HRW calls on Turkey to open its border for Syrian refugees

Turkey should open its border for thousands of Syrian refugees who stranded on border, Human Rights Watch says

Photo by: AFP
Photo by: AFP

Syrians fleeing the northern embattled city of Aleppo wait at the Bab al Salama crossing on the border between Syria and Turkey, on February 5, 2016.

Turkey should immediately allow Syrian refugees to cross the Turkish border, Human Rights Watch (HRW) said on Thursday.

Thousands of people have escaped from the attacks carried out by both DAESH and Russian backed-Syrian regime.

Large areas of Syria right across the Turkish border are controlled by the DAESH terrorist group.

HRW said in a statement at least 30,000 civilians have been displaced within two days during the ongoing clashes in northern Aleppo between opposition groups and DAESH.

“They have fled to other camps, to the Bab al Salameh camp on the Turkish border and to the nearby town of Azaz.

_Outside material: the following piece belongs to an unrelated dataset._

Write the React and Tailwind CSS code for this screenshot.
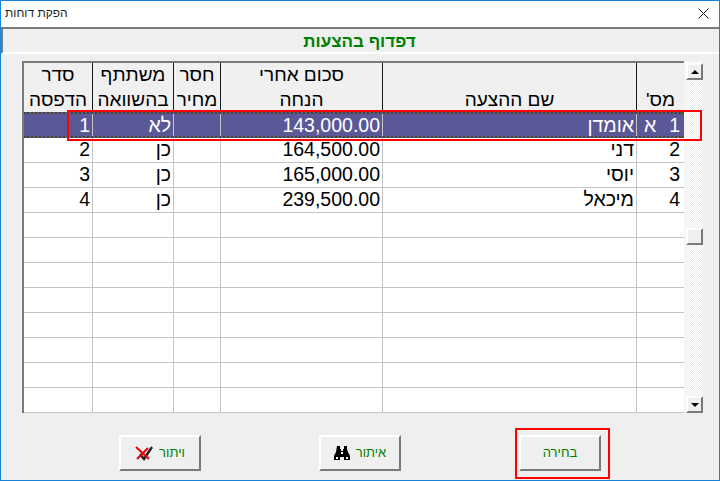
const columns = 'grid-cols-[69px_81px_47px_162px_254px_47px]'

const rows = [
  ['1', 'לא', '', '143,000.00', 'אומדן', '1', 'א'],
  ['2', 'כן', '', '164,500.00', 'דני', '2', ''],
  ['3', 'כן', '', '165,000.00', 'יוסי', '3', ''],
  ['4', 'כן', '', '239,500.00', 'מיכאל', '4', ''],
  ...Array.from({ length: 8 }, () => ['', '', '', '', '', '', '']),
]

const headers = [
  ['סדר', 'הדפסה'],
  ['משתתף', 'בהשוואה'],
  ['חסר', 'מחיר'],
  ['סכום אחרי', 'הנחה'],
  ['', 'שם ההצעה'],
  ['', "מס'"],
]

const HeaderCell = ({ lines, last }) => (
  <div
    dir="rtl"
    className={`flex flex-col items-center justify-end h-[49px] leading-[25px] text-black text-[19px] ${last ? '' : 'border-r border-[#1a1a1a]'}`}
  >
    {lines[0] && <span>{lines[0]}</span>}
    <span>{lines[1]}</span>
  </div>
)

const Row = ({ row, selected }) => (
  <div
    className={`grid ${columns} ${selected ? 'h-[26px] bg-[#5b5898] text-white border-y-2 border-dotted border-[#4a4620]' : 'h-[25px] text-black border-b border-[#c4c4c4]'}`}
  >
    {row.slice(0, 5).map((cell, i) => (
      <div
        key={i}
        className="text-right text-[19.5px] leading-[22px] pr-[2px] border-r border-[#c4c4c4]"
      >
        {cell}
      </div>
    ))}
    <div className="flex justify-end gap-[13px] pr-[4px] text-[19.5px] leading-[22px]">
      <span>{row[6]}</span>
      <span>{row[5]}</span>
    </div>
  </div>
)

const Button = ({ label, icon }) => (
  <button className="flex items-center justify-center gap-[6px] w-[82px] h-[36px] bg-[#efefef] border-2 border-t-white border-l-white border-r-[#7a7a7a] border-b-[#7a7a7a] text-[#008000] text-[13px]">
    {icon}
    <span dir="rtl">{label}</span>
  </button>
)

const CancelIcon = () => (
  <svg width="18" height="16" viewBox="0 0 18 16" className="shrink-0">
    <path d="M5 9l4 5L17 2" fill="none" stroke="#222" strokeWidth="2.4" />
    <path d="M1 2l13 12M2 14L13 3" fill="none" stroke="#f00000" strokeWidth="2" />
  </svg>
)

const BinocularsIcon = () => (
  <svg width="16" height="14" viewBox="0 0 16 14" className="shrink-0">
    <path
      d="M3 0h3v3h1v2h2V3h1V0h3v3l1 3 2 4v4H10v-3H6v3H0v-4l2-4z"
      fill="#000"
    />
    <path d="M2 11h2v2H2zM12 11h2v2h-2zM7 6h2v2H7z" fill="#fff" />
  </svg>
)

const ScrollButton = ({ children, className = '' }) => (
  <div className={`flex items-center justify-center w-[17px] h-[17px] bg-[#efefef] border-2 border-t-white border-l-white border-r-[#7a7a7a] border-b-[#7a7a7a] ${className}`}>
    {children}
  </div>
)

const Scrollbar = () => (
  <div className="flex flex-col justify-between w-[19px] h-[352px] pt-[2px] pl-[2px] bg-[repeating-conic-gradient(#ffffff_0_25%,#ececec_0_50%)] bg-[length:2px_2px]">
    <ScrollButton>
      <div className="w-0 h-0 border-x-[4px] border-x-transparent border-b-[4px] border-b-black" />
    </ScrollButton>
    <ScrollButton className="mb-[4px]" />
    <ScrollButton>
      <div className="w-0 h-0 border-x-[4px] border-x-transparent border-t-[4px] border-t-black" />
    </ScrollButton>
  </div>
)

export default function App() {
  return (
    <div className="relative w-[720px] h-[481px] flex flex-col bg-[#efefef] border border-[#1883d7] font-['Liberation_Sans',sans-serif] overflow-hidden">
      <div className="flex items-center justify-between h-[26px] shrink-0 bg-white pl-[4px] pr-[10px] pb-[2px]">
        <span dir="rtl" className="text-[12px] text-[#222]">הפקת דוחות</span>
        <svg width="11" height="11" viewBox="0 0 11 11">
          <path d="M0.5 0.5l10 10M10.5 0.5l-10 10" stroke="#222" strokeWidth="1" />
        </svg>
      </div>

      <div className="flex items-center justify-center h-[27px] shrink-0 pt-[3px] pr-[3px] bg-[#efefef] border-t-2 border-l-2 border-t-[#7a7a7a] border-l-[#7a7a7a] border-b-2 border-b-white">
        <span dir="rtl" className="text-[#008000] text-[17px] font-bold">דפדוף בהצעות</span>
      </div>

      <div className="flex pl-[21px] pt-[7px]">
        <div className="w-[662px] h-[352px] bg-white border-t-2 border-l-2 border-t-[#7a7a7a] border-l-[#7a7a7a]">
          <div className={`grid ${columns} bg-[#f0f0f0]`}>
            {headers.map((lines, i) => (
              <HeaderCell key={i} lines={lines} last={i === headers.length - 1} />
            ))}
          </div>
          {rows.map((row, i) => (
            <Row key={i} row={row} selected={i === 0} />
          ))}
        </div>
        <Scrollbar />
      </div>

      <div className="flex pl-[118px] pt-[22px] gap-[118px]">
        <Button label="ויתור" icon={<CancelIcon />} />
        <Button label="איתור" icon={<BinocularsIcon />} />
        <Button label="בחירה" />
      </div>

      <div className="absolute left-[66px] top-[109px] w-[635px] h-[31px] border-2 border-[#ff0000] pointer-events-none" />
      <div className="absolute left-[514px] top-[427px] w-[95px] h-[51px] border-2 border-[#ff0000] pointer-events-none" />
    </div>
  )
}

Three of the camps – Ikdah, Harameen and Al Sham – are now completely empty of the 24,000 people previously sheltering there,” HRW said.

Turkey has long supported a safe zone in northern Syria to preserve refugees and allow the safe humanitarian aid, however the idea is gaining little global support.

Consistently, aid trucks and ambulances enter Syria from Turkey to deliver food and supplies to tens of thousands of people fleeing an escalating regime assault on Aleppo, as air strikes targeted villages on the road north to the Turkish border.

Turkish humanitarian agencies are also setting up temporary shelters and delivering food to Syrians who have amassed at the border.

The UN estimates the death toll in Syria, since the start of the war to be at least 250,000. But the Syrian Centre for Policy Research released a report on February 10 stating that the death toll has now exceeded 470,000.

Around 5 million others have taken refuge in the neighbouring countries.

Residents of border areas in Turkey, which has the largest population of Syrian refugees with nearly 3 million people on its soil, fear of being overwhelmed by a fresh wave of arrivals.

United Nations Secretary General Ban Ki-moon called on all countries to show solidarity and take in about half a million Syrian refugees for resettlement by 2018.

He added that "the world must step up" and that all countries can do more.